The mechanism is precisely this: Christ's blood does not join the Abel-chorus crying "avenge!" — it absorbs the entire chorus's cry by being the blood that answers every Gen 9:5 reckoning at once. Because the reckoning is paid, mercy is freed to speak. Abel's blood cried dāraš; Christ's blood IS dāraš satisfied. The righteousness of God (δικαιοσύνη) that v. 25 vindicates is precisely the righteousness that required the reckoning all along — God does not waive His claim; He answers it Himself. "So that he might be just and the justifier" (v. 26) is the Abel trajectory's resolution in one clause: the Judge whose court Abel's blood cried to (Gen 4:10) is the same Judge who, in Christ, absorbs the cry by paying the claim.

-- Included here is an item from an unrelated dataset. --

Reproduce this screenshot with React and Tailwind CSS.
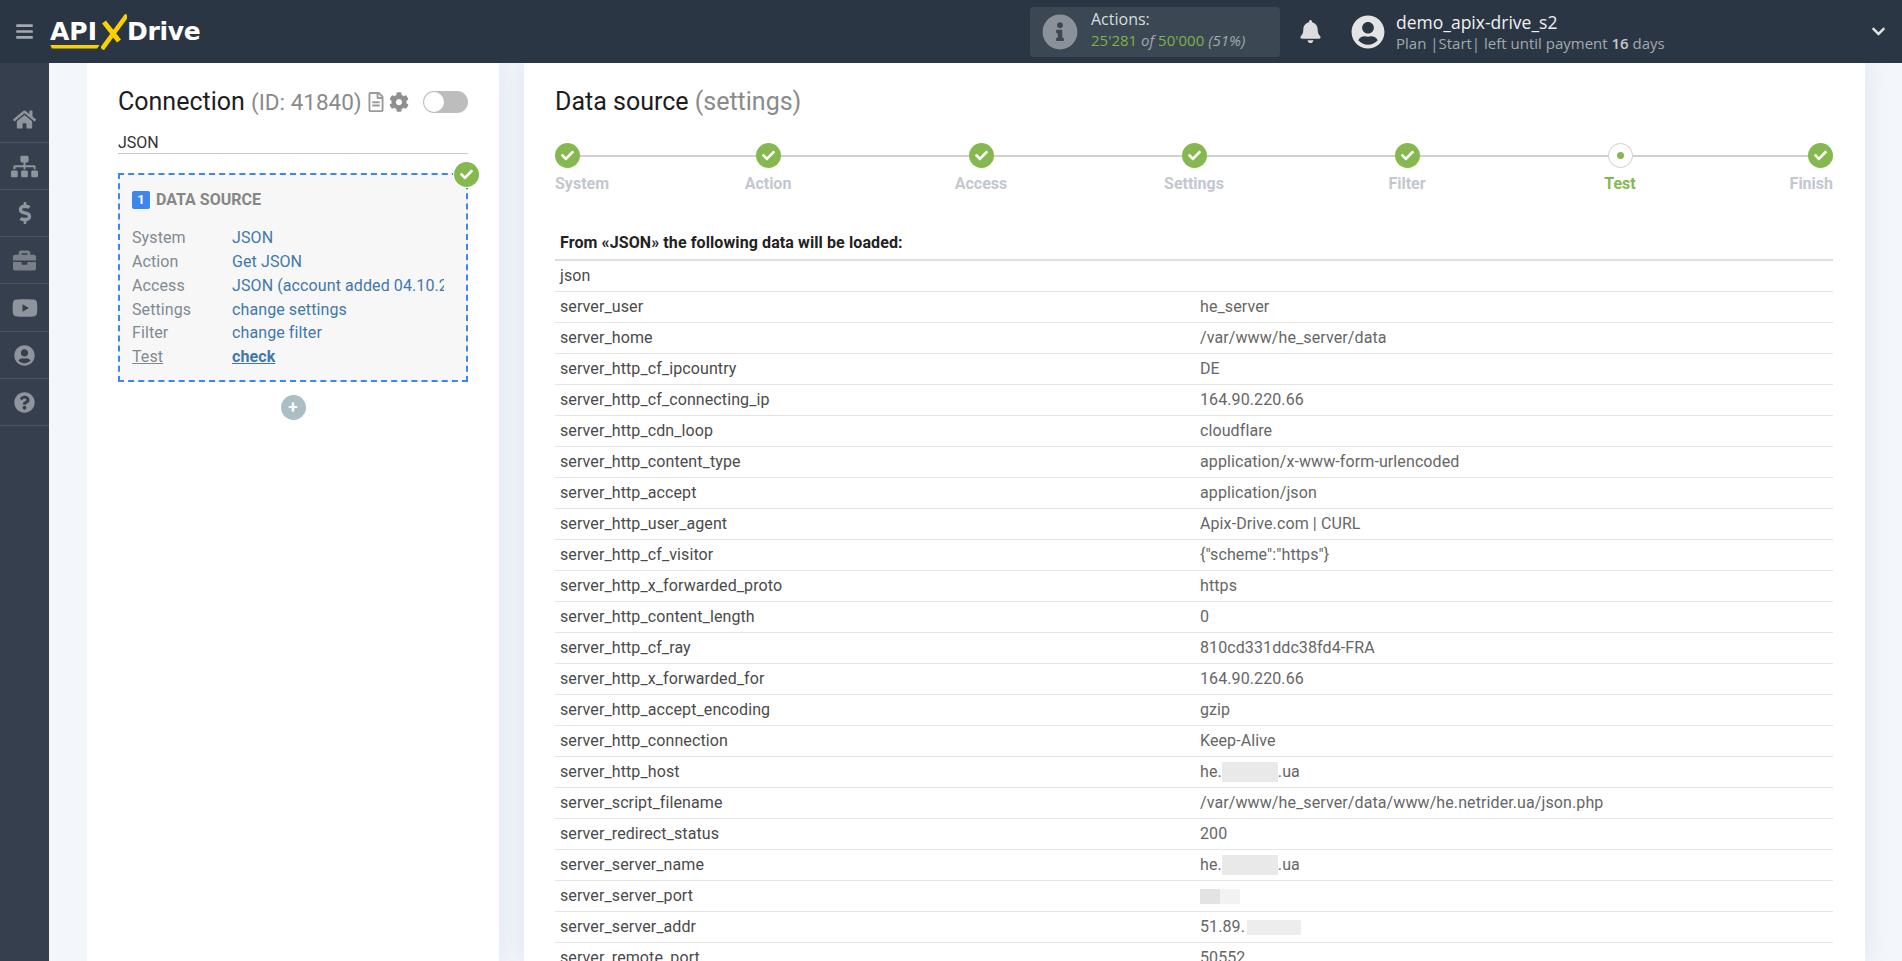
import {
  FaBars,
  FaBell,
  FaBriefcase,
  FaCheck,
  FaChevronDown,
  FaCog,
  FaDollarSign,
  FaHome,
  FaInfoCircle,
  FaQuestionCircle,
  FaRegFileAlt,
  FaSitemap,
  FaUserCircle,
  FaYoutube,
} from "react-icons/fa";

const navIcons = [
  { icon: FaHome, size: 23, h: "h-[47px]", color: "text-[#8f959d]" },
  { icon: FaSitemap, size: 27, h: "h-[47px]", color: "text-[#8f959d]" },
  { icon: FaDollarSign, size: 22, h: "h-[47px]", color: "text-[#8f959d]" },
  { icon: FaBriefcase, size: 23, h: "h-[47px]", color: "text-[#7a8089]" },
  { icon: FaYoutube, size: 26, h: "h-[48px]", color: "text-[#8f959d]" },
  { icon: FaUserCircle, size: 21, h: "h-[47px]", color: "text-[#8f959d]" },
  { icon: FaQuestionCircle, size: 21, h: "h-[47px]", color: "text-[#8f959d]" },
];

const sourceRows = [
  ["System", "JSON"],
  ["Action", "Get JSON"],
  ["Access", "JSON (account added 04.10.2022)"],
  ["Settings", "change settings"],
];

const steps = [
  { label: "System", align: "start" },
  { label: "Action" },
  { label: "Access" },
  { label: "Settings" },
  { label: "Filter" },
  { label: "Test", current: true },
  { label: "Finish", align: "end" },
];

const dataRows = [
  ["json", ""],
  ["server_user", "he_server"],
  ["server_home", "/var/www/he_server/data"],
  ["server_http_cf_ipcountry", "DE"],
  ["server_http_cf_connecting_ip", "164.90.220.66"],
  ["server_http_cdn_loop", "cloudflare"],
  ["server_http_content_type", "application/x-www-form-urlencoded"],
  ["server_http_accept", "application/json"],
  ["server_http_user_agent", "Apix-Drive.com | CURL"],
  ["server_http_cf_visitor", '{"scheme":"https"}'],
  ["server_http_x_forwarded_proto", "https"],
  ["server_http_content_length", "0"],
  ["server_http_cf_ray", "810cd331ddc38fd4-FRA"],
  ["server_http_x_forwarded_for", "164.90.220.66"],
  ["server_http_accept_encoding", "gzip"],
  ["server_http_connection", "Keep-Alive"],
  ["server_http_host", <Host key="host" />],
  ["server_script_filename", "/var/www/he_server/data/www/he.netrider.ua/json.php"],
  ["server_redirect_status", "200"],
  ["server_server_name", <Host key="name" />],
  ["server_server_port", <Port key="port" />],
  ["server_server_addr", <Addr key="addr" />],
  ["server_remote_port", "50552"],
];

// blurred bits of the data values
function Host() {
  return (
    <span className="flex items-center">
      he.
      <span className="h-5 w-[56px] bg-[#e9e9e9]" />
      .ua
    </span>
  );
}

function Port() {
  return (
    <span className="flex h-full items-center">
      <span className="h-[15px] w-5 bg-[#e3e3e3]" />
      <span className="h-[15px] w-5 bg-[#f1f2f2]" />
    </span>
  );
}

function Addr() {
  return (
    <span className="flex items-center">
      51.89.
      <span className="ml-[2px] h-[15px] w-[54px] bg-[#ededed]" />
    </span>
  );
}

function Logo() {
  return (
    <div className="relative ml-[1px] flex h-[36px] items-center font-['DejaVu_Sans',sans-serif] text-[25px] font-bold text-white">
      <span className="w-[51px]">API</span>
      <svg width="26" height="36" viewBox="0 0 26 36" className="shrink-0">
        <path d="M1 35 L26 1" stroke="#fbd000" strokeWidth="4.5" fill="none" />
        <path d="M3 8 L18 27" stroke="#fbd000" strokeWidth="5" fill="none" />
      </svg>
      <span className="tracking-[-0.3px]">Drive</span>
      <span className="absolute bottom-[1px] left-0 h-1 w-[50px] bg-[#fbd000] [clip-path:polygon(0_0,100%_0,94%_100%,4%_100%)]" />
    </div>
  );
}

function Header() {
  return (
    <header className="flex h-[63px] shrink-0 items-center bg-[#2b3644] font-['Open_Sans',sans-serif]">
      <div className="flex w-[49px] justify-center">
        <FaBars className="text-[19px] text-[#a3a9af]" />
      </div>
      <Logo />
      <div className="ml-auto flex h-[50px] w-[250px] items-center rounded-[4px] bg-[#3b4853]">
        <FaInfoCircle className="ml-[12px] text-[36px] text-[#8a9198]" />
        <div className="-mt-[3px] ml-[13px] leading-[21px]">
          <div className="text-[16px] text-[#d9dcdf]">Actions:</div>
          <div className="text-[15px] text-[#7cb14c]">
            25'281 <i className="text-[#a2a9ae]">of</i> 50'000 <i className="text-[#a2a9ae]">(51%)</i>
          </div>
        </div>
      </div>
      <FaBell className="ml-[19px] text-[23px] text-[#dddddd]" />
      <FaUserCircle className="ml-[29px] rounded-full text-[34px] text-[#e4e4e4]" />
      <div className="ml-[11px] w-[475px]">
        <div className="text-[17.5px] leading-[22px] text-[#f0f0f0]">demo_apix-drive_s2</div>
        <div className="text-[15px] leading-[20px] text-[#a2a9ae]">
          Plan |Start| left until payment <b className="font-semibold text-[#c4c8cb]">16</b> days
        </div>
      </div>
      <FaChevronDown className="mr-[16px] text-[15px] text-[#e4e4e4]" />
    </header>
  );
}

function Sidebar() {
  return (
    <nav className="flex w-[49px] shrink-0 flex-col bg-[#353f4d] pt-[33px]">
      {navIcons.map(({ icon: Icon, size, h, color }, i) => (
        <div key={i} className={`flex ${h} items-center justify-center border-b border-[#4a5462]`}>
          <Icon style={{ fontSize: size }} className={color} />
        </div>
      ))}
    </nav>
  );
}

function ConnectionCard() {
  return (
    <section className="h-full w-[412px] shrink-0 bg-white px-[31px] pt-5 shadow-[0_0_24px_rgba(120,135,165,0.16)]">
      <div className="flex h-[38px] items-center">
        <h2 className="flex items-baseline whitespace-pre text-[25px] text-[#1d1d1d]">
          Connection <span className="text-[22.5px] text-[#8a8a8a]">(ID: 41840)</span>
        </h2>
        <FaRegFileAlt className="ml-[4px] text-[20px] text-[#9a9a9a]" />
        <FaCog className="ml-[3px] text-[20px] text-[#8f8f8f]" />
        <div className="ml-auto flex h-[22px] w-[45px] items-center rounded-full bg-[#bdbdbd]">
          <span className="ml-[1px] size-5 rounded-full bg-white" />
        </div>
      </div>
      <div className="mt-[7px] flex h-[26px] items-center border-b border-[#c8c8c8] pt-1 text-[16px] text-[#333]">JSON</div>

      <div className="relative mt-[19px] h-[209px] border-2 border-dashed border-[#3b86f0] bg-[#f7f7f7] px-3 pt-[15px]">
        <span className="absolute -right-[13px] -top-[13px] flex size-[25px] items-center justify-center rounded-full bg-[#85b84f] ring-1 ring-white">
          <FaCheck className="text-[13px] text-white" />
        </span>
        <div className="flex h-[20px] items-center">
          <span className="flex size-[18px] items-center justify-center rounded-[2px] bg-[#3b86f0] text-[13px] font-bold text-white">1</span>
          <span className="ml-[6px] text-[16px] font-bold text-[#868686]">DATA SOURCE</span>
        </div>
        <div className="mt-[16px] text-[16px] leading-[24px] tracking-[0.1px]">
          {sourceRows.map(([k, v]) => (
            <div key={k} className="flex">
              <span className="w-[100px] shrink-0 text-[#7f8a93]">{k}</span>
              <span className="w-[212px] overflow-hidden whitespace-nowrap text-[#3f78ad]">{v}</span>
            </div>
          ))}
          <div className="-mt-px flex">
            <span className="w-[100px] shrink-0 text-[#7f8a93]">Filter</span>
            <span className="text-[#3f78ad]">change filter</span>
          </div>
          <div className="flex">
            <span className="w-[100px] shrink-0 text-[#7f8a93] underline">Test</span>
            <span className="font-bold text-[#3f78ad] underline">check</span>
          </div>
        </div>
      </div>

      <div className="mt-[13px] flex justify-center">
        <span className="flex size-[25px] items-center justify-center rounded-full bg-[#a9bfc3] text-[17px] font-bold leading-none text-white">+</span>
      </div>
    </section>
  );
}

function Stepper() {
  return (
    <div className="relative mt-[22px] flex">
      {/* line runs behind the circles */}
      <span className="absolute left-3 right-3 top-3 h-[2px] bg-[#d0d0d0]" />
      {steps.map((s) => {
        const wrap =
          s.align === "start" ? "flex-1 items-start" : s.align === "end" ? "flex-1 items-end" : "w-[213px] items-center";
        return (
          <div key={s.label} className={`relative flex flex-col ${wrap}`}>
            {s.current ? (
              <span className="flex size-[25px] items-center justify-center rounded-full border border-[#cfcfcf] bg-white">
                <span className="size-[7px] rounded-full bg-[#85b84f]" />
              </span>
            ) : (
              <span className="flex size-[25px] items-center justify-center rounded-full bg-[#85b84f]">
                <FaCheck className="text-[13px] text-white" />
              </span>
            )}
            <span className={`mt-[7px] text-[16px] font-bold leading-[18px] ${s.current ? "text-[#85b84f]" : "text-[#c2c7d0]"}`}>
              {s.label}
            </span>
          </div>
        );
      })}
    </div>
  );
}

function DataCard() {
  return (
    <section className="h-full w-[1341px] shrink-0 overflow-hidden bg-white pl-[31px] pr-[32px] pt-5 shadow-[0_0_24px_rgba(120,135,165,0.16)]">
      <h2 className="flex h-[38px] items-center whitespace-pre text-[25px] text-[#1d1d1d]">
        Data source <span className="text-[#8a8a8a]">(settings)</span>
      </h2>
      <Stepper />
      <div className="mt-[33px] flex h-[35px] items-center border-b-2 border-[#dedede] px-[5px] text-[16px] font-bold tracking-[0.1px] text-[#222]">
        From «JSON» the following data will be loaded:
      </div>
      {dataRows.map(([k, v]) => (
        <div key={k} className="grid h-[31px] grid-cols-[645px_1fr] items-center border-b border-[#e4e4e4] text-[16px] tracking-[0.1px]">
          <span className="pl-[5px] text-[#4a4a4a]">{k}</span>
          <span className="text-[#666]">{v}</span>
        </div>
      ))}
    </section>
  );
}

export default function App() {
  return (
    <div className="flex h-screen flex-col overflow-hidden bg-[#f3f6fb] font-['Roboto',sans-serif]">
      <Header />
      <div className="flex min-h-0 flex-1">
        <Sidebar />
        <main className="ml-[38px] flex min-w-0 flex-1 gap-[25px] overflow-hidden">
          <ConnectionCard />
          <DataCard />
        </main>
      </div>
    </div>
  );
}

The escalation over the OT kapporet is categorical. The Levitical mercy seat received animal blood yearly (Lev 16), covering sins provisionally; Christ's ἱλαστήριον is Himself — not sprinkled with another's blood but offering His own, not provisional but ephapax ("once for all," Heb 9:12). The yearly blood-ritual was a copy (ὑπόδειγμα, Heb 9:23) of the heavenly reality Paul identifies as Christ crucified and presented. The kapporet said God would meet His people there; Christ IS the meeting.

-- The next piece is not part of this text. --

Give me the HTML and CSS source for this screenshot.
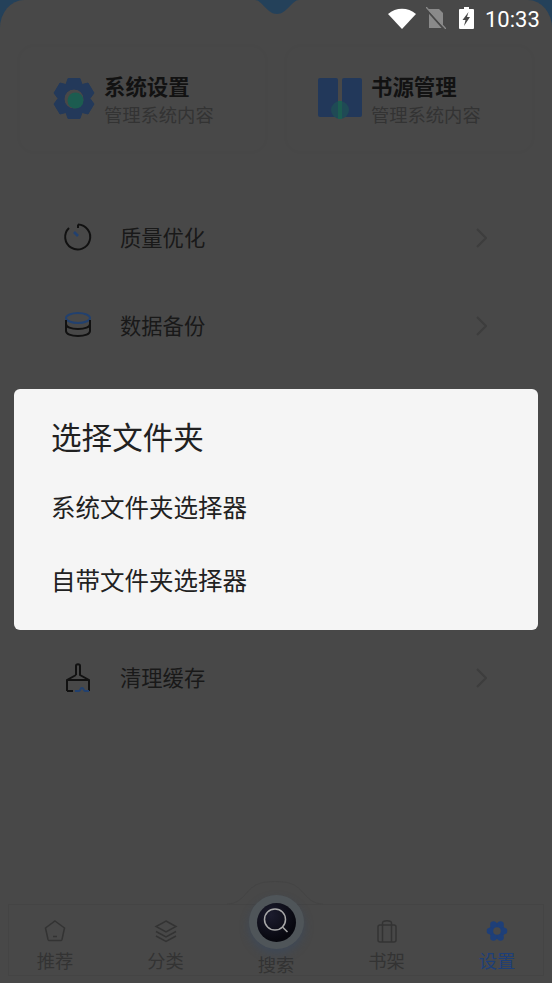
FILE: index.html
```html
<!DOCTYPE html>
<html lang="zh-CN">
<head>
  <meta charset="UTF-8">
  <meta name="viewport" content="width=device-width, initial-scale=1.0">
  <title>设置</title>
  <link rel="stylesheet" href="styles.css">
</head>
<body>
  <div class="phone">
    <div class="sheet">
      <svg class="notch" width="44" height="15" viewBox="0 0 44 15"><path d="M0 0C7 0 12 14 22 14C32 14 37 0 44 0Z"/></svg>

      <div class="cards">
        <div class="card">
          <svg class="card-icon" width="46" height="46" viewBox="0 0 46 46">
            <path class="gear" fill-rule="evenodd" d="M17 2.500h12l2 6 6-1.500 6 10-4 5.500 4 5.500-6 10-6-1.500-2 6H17l-2-6-6 1.500-6-10 4-5.500-4-5.500 6-10 6 1.500z M23 13a10 10 0 1 0 0 20a10 10 0 1 0 0-20z"/>
            <circle class="green" cx="24.500" cy="24.500" r="8"/>
          </svg>
          <div>
            <div class="card-title">系统设置</div>
            <div class="card-sub">管理系统内容</div>
          </div>
        </div>
        <div class="card">
          <svg class="card-icon" width="46" height="46" viewBox="0 0 46 46">
            <rect class="blue" x="0" y="2" width="20" height="39" rx="2"/>
            <rect class="blue" x="24" y="2" width="20" height="39" rx="2"/>
            <circle class="green-soft" cx="22" cy="34" r="9"/>
            <rect class="green" x="20" y="25" width="4" height="18"/>
          </svg>
          <div>
            <div class="card-title">书源管理</div>
            <div class="card-sub">管理系统内容</div>
          </div>
        </div>
      </div>

      <div class="menu">
        <div class="row">
          <svg class="row-icon" width="30" height="30" viewBox="0 0 30 30">
            <path class="line" d="M15 2.500A12.500 12.500 0 1 1 6 6"/>
            <path class="line" d="M15 2.500V6"/>
            <path class="needle thick" d="M11 10L15 14"/>
          </svg>
          <span class="row-text">质量优化</span>
          <svg class="chevron" width="12" height="20" viewBox="0 0 12 20"><path d="M2 1l9 9-9 9"/></svg>
        </div>
        <div class="row">
          <svg class="row-icon" width="30" height="30" viewBox="0 0 30 30">
            <ellipse class="needle" cx="15" cy="8" rx="12" ry="5"/>
            <path class="line" d="M3 10v4c0 3 5 5 12 5s12-2 12-5v-4"/>
            <path class="line" d="M3 14v7c0 3 5 5 12 5s12-2 12-5v-7"/>
          </svg>
          <span class="row-text">数据备份</span>
          <svg class="chevron" width="12" height="20" viewBox="0 0 12 20"><path d="M2 1l9 9-9 9"/></svg>
        </div>
        <div class="row"></div>
        <div class="row"></div>
        <div class="row"></div>
        <div class="row">
          <svg class="row-icon" width="30" height="30" viewBox="0 0 30 30">
            <path class="line" d="M13 13V4c0-2.500 4-2.500 4 0v9l9 5v11"/>
            <path class="line" d="M13 13l-9 5v11"/>
            <path class="line" d="M4 18h22"/>
            <path class="line" d="M4 29h6"/>
            <path class="needle" d="M12 29h4c1.500 0 1-3 3-3s1.500 3 3 3h4"/>
          </svg>
          <span class="row-text">清理缓存</span>
          <svg class="chevron" width="12" height="20" viewBox="0 0 12 20"><path d="M2 1l9 9-9 9"/></svg>
        </div>
      </div>

      <div class="nav">
        <svg class="bump" width="96" height="25" viewBox="0 0 96 25"><path d="M0 23C18 23 18 6 34 2C42 0 54 0 62 2C78 6 78 23 96 23"/></svg>
        <div class="nav-item">
          <svg width="24" height="24" viewBox="0 0 24 24">
            <path class="nav-line" d="M12 2l9.500 7-2.500 11.500a1.500 1.500 0 0 1-1.500 1H6.500a1.500 1.500 0 0 1-1.500-1L2.500 9z"/>
            <path class="nav-line" d="M10 17.500h4"/>
          </svg>
          <span>推荐</span>
        </div>
        <div class="nav-item">
          <svg width="24" height="24" viewBox="0 0 24 24">
            <path class="nav-line" d="M12 2l10 5.500-10 5.500L2 7.500z"/>
            <path class="nav-line" d="M2 12.500l10 5.500 10-5.500"/>
            <path class="nav-line" d="M2 17l10 5.500L22 17"/>
          </svg>
          <span>分类</span>
        </div>
        <div class="nav-item nav-search">
          <div class="search-ring">
            <div class="search-ball">
              <svg width="28" height="28" viewBox="0 0 28 28">
                <circle class="search-line" cx="13" cy="11.500" r="10.500"/>
                <path class="search-line" d="M20.500 19l5 5"/>
              </svg>
            </div>
          </div>
          <span>搜索</span>
        </div>
        <div class="nav-item">
          <svg width="24" height="24" viewBox="0 0 24 24">
            <rect class="nav-line" x="3" y="6" width="18" height="17" rx="2"/>
            <path class="nav-line" d="M7.500 23V4c0-3 9-3 9 0v19"/>
          </svg>
          <span>书架</span>
        </div>
        <div class="nav-item active">
          <svg width="24" height="24" viewBox="0 0 24 24">
            <circle class="nav-fill" cx="12" cy="12" r="8"/>
            <circle class="nav-fill" cx="19" cy="12" r="3.300"/>
            <circle class="nav-fill" cx="5" cy="12" r="3.300"/>
            <circle class="nav-fill" cx="15.500" cy="5.500" r="3.300"/>
            <circle class="nav-fill" cx="8.500" cy="5.500" r="3.300"/>
            <circle class="nav-fill" cx="15.500" cy="18.500" r="3.300"/>
            <circle class="nav-fill" cx="8.500" cy="18.500" r="3.300"/>
            <circle class="nav-hole" cx="12" cy="12" r="3.800"/>
          </svg>
          <span>设置</span>
        </div>
      </div>
    </div>

    <div class="overlay">
      <div class="dialog">
        <div class="dialog-title">选择文件夹</div>
        <div class="dialog-item">系统文件夹选择器</div>
        <div class="dialog-item">自带文件夹选择器</div>
      </div>
    </div>

    <div class="status">
      <svg class="wifi" width="28" height="22" viewBox="0 0 28 22"><path class="white" d="M0 7C8 0 20 0 28 7L14 22Z"/></svg>
      <svg class="sim" width="20" height="22" viewBox="0 0 20 22">
        <path class="grey" d="M3 2h10l4 4v15H3z"/>
        <path class="cut" d="M-1 1L17 21"/>
        <path class="slash" d="M0 0l20 22"/>
      </svg>
      <svg class="battery" width="15" height="22" viewBox="0 0 15 22">
        <path class="white" fill-rule="evenodd" d="M5 0h5v2h4a1 1 0 0 1 1 1v18a1 1 0 0 1-1 1H1a1 1 0 0 1-1-1V3a1 1 0 0 1 1-1h4z M9.500 5L3.500 13h3l-1.500 6 6-9H8z"/>
      </svg>
      <span class="time">10:33</span>
    </div>
  </div>
</body>
</html>
```

FILE: styles.css
```css
body {
  margin: 0;
  font-family: "Noto Sans CJK SC", "Noto Sans", sans-serif;
}
.phone {
  position: relative;
  width: 552px;
  height: 983px;
  overflow: hidden;
  background: #24415a;
}
.sheet {
  position: relative;
  display: flex;
  flex-direction: column;
  height: 983px;
  box-sizing: border-box;
  background: #484848;
  border-radius: 24px 24px 0 0 / 28px 28px 0 0;
}
.notch {
  position: absolute;
  top: 0;
  left: 255px;
}
.notch path {
  fill: #24415a;
}

/* top cards */
.cards {
  display: grid;
  grid-template-columns: 245px 245px;
  gap: 22px;
  padding: 47px 0 0 20px;
}
.card {
  display: flex;
  align-items: center;
  gap: 7px;
  height: 104px;
  padding-left: 31px;
  box-sizing: border-box;
  border-radius: 14px;
  box-shadow: 0 0 6px rgba(0, 0, 0, 0.025);
}
.card-icon .gear {
  fill: #23395a;
  stroke: #23395a;
  stroke-width: 1;
  stroke-linejoin: round;
}
.card-icon .blue {
  fill: #22385a;
}
.card-icon .green {
  fill: #1c5c50;
}
.card-icon .green-soft {
  fill: #1f4a55;
}
.card-title {
  font-size: 21.400px;
  line-height: 27px;
  font-weight: 700;
  color: #121212;
}
.card-sub {
  margin-top: 2px;
  font-size: 18.300px;
  line-height: 26px;
  color: #333;
}

/* menu */
.menu {
  padding: 42px 65px 0 63px;
}
.row {
  display: flex;
  align-items: center;
  height: 88px;
}
.row-icon {
  flex: none;
  margin-right: 27px;
}
.row-text {
  flex: 1;
  margin-bottom: 2px;
  font-size: 21.300px;
  color: #191919;
}
.chevron {
  margin-top: 1px;
}
.chevron path {
  fill: none;
  stroke: #3d3d3d;
  stroke-width: 2;
}
.line {
  fill: none;
  stroke: #111;
  stroke-width: 2;
}
.needle {
  fill: none;
  stroke: #22416f;
  stroke-width: 2;
}
.thick {
  stroke-width: 2.600;
}

/* bottom nav */
.nav {
  position: relative;
  display: grid;
  grid-template-columns: repeat(5, 110.500px);
  justify-content: center;
  margin: auto 8px 7px;
  height: 72px;
  box-sizing: border-box;
  border: 1px solid #444;
}
.bump {
  position: absolute;
  top: -24px;
  left: 218px;
}
.bump path {
  fill: #484848;
  stroke: #444;
}
.nav-item {
  position: relative;
  display: flex;
  flex-direction: column;
  align-items: center;
  padding-top: 14px;
  font-size: 18.300px;
  line-height: 24px;
  color: #333;
}
.nav-item svg {
  display: block;
}
.nav-item span {
  margin-top: 5px;
}
.nav-line {
  fill: none;
  stroke: #333;
  stroke-width: 1.500;
}
.nav-fill {
  fill: #1e3f78;
}
.nav-hole {
  fill: #484848;
}
.active {
  color: #1e3f78;
}
.nav-search span {
  margin-top: 33px;
}
.search-ring {
  position: absolute;
  top: -10px;
  display: flex;
  align-items: center;
  justify-content: center;
  width: 55px;
  height: 54px;
  border-radius: 50%;
  background: #4f5559;
  box-shadow: 0 5px 10px rgba(50, 75, 110, 0.4);
}
.search-ball {
  display: flex;
  align-items: center;
  justify-content: center;
  width: 39px;
  height: 39px;
  border-radius: 50%;
  background: radial-gradient(circle at 35% 30%, #1c1c2e, #07070e 70%);
}
.search-line {
  fill: none;
  stroke: #a8a8a8;
  stroke-width: 1.500;
}

/* dialog */
.overlay {
  position: absolute;
  inset: 0;
  display: flex;
  align-items: center;
  justify-content: center;
  padding-top: 36px;
  box-sizing: border-box;
}
.dialog {
  width: 524px;
  height: 241px;
  box-sizing: border-box;
  padding: 25px 37px 0;
  background: #f5f5f5;
  border-radius: 6px;
  color: #212121;
}
.dialog-title {
  font-size: 30.600px;
  line-height: 44px;
  margin-bottom: 12px;
}
.dialog-item {
  font-size: 24.500px;
  line-height: 73px;
  height: 73px;
}

/* status bar */
.status {
  position: absolute;
  top: 7px;
  left: 388px;
  display: flex;
  align-items: center;
  height: 22px;
  color: #fff;
}
.wifi {
  margin-right: 10px;
}
.sim {
  margin-right: 13px;
}
.battery {
  margin-right: 11px;
}
.white {
  fill: #fff;
}
.grey {
  fill: #8a8a8a;
}
.cut {
  stroke: #484848;
  stroke-width: 2;
}
.slash {
  stroke: #8a8a8a;
  stroke-width: 1.400;
}
.time {
  margin-top: 2px;
  font-family: Roboto, sans-serif;
  font-size: 22px;
}
```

Already/not-yet: the propitiation is accomplished (aorist προέθετο) — God's righteous wrath against the sin of all who will be justified by faith is already absorbed. What awaits consummation is the full manifestation of the mercy the propitiation releases: final vindication of believers (Rom 8:30) and the dissolution of every lingering Abel-cry when the Lamb who was slain wipes every tear (Rev 21:4).
Connection Method(s): Promise-Fulfillment + Contrast — Rom 3:25 fulfills the kapporet promise ("I will meet with you there," Ex 25:22) by identifying Christ as the true mercy seat, and fulfills Isaiah 53's Servant prophecy by specifying how the Servant's death achieves atonement. The Contrast dimension is essential for the Abel trajectory: the ἱλαστήριον is the mechanism by which Christ's blood reverses rather than escalates Abel's blood-voice — the cry for vengeance is answered by absorption, not by louder vengeance. The Day-of-Atonement typology (mercy seat → Christ) sits in the background as Typology (Forward-Looking; the kapporet pointed forward by its own structure), but the primary Christological work in the Abel trajectory is the Promise-Fulfillment and Contrast moves that explain the mechanism of the blood-voice transformation. Anti-default check: typology of the kapporet alone is not the primary method here; the verse's load-bearing work in this trajectory is supplying the mechanism (propitiation) that makes Heb 12:24's contrast (Christ's blood "speaks better than Abel's") theologically coherent.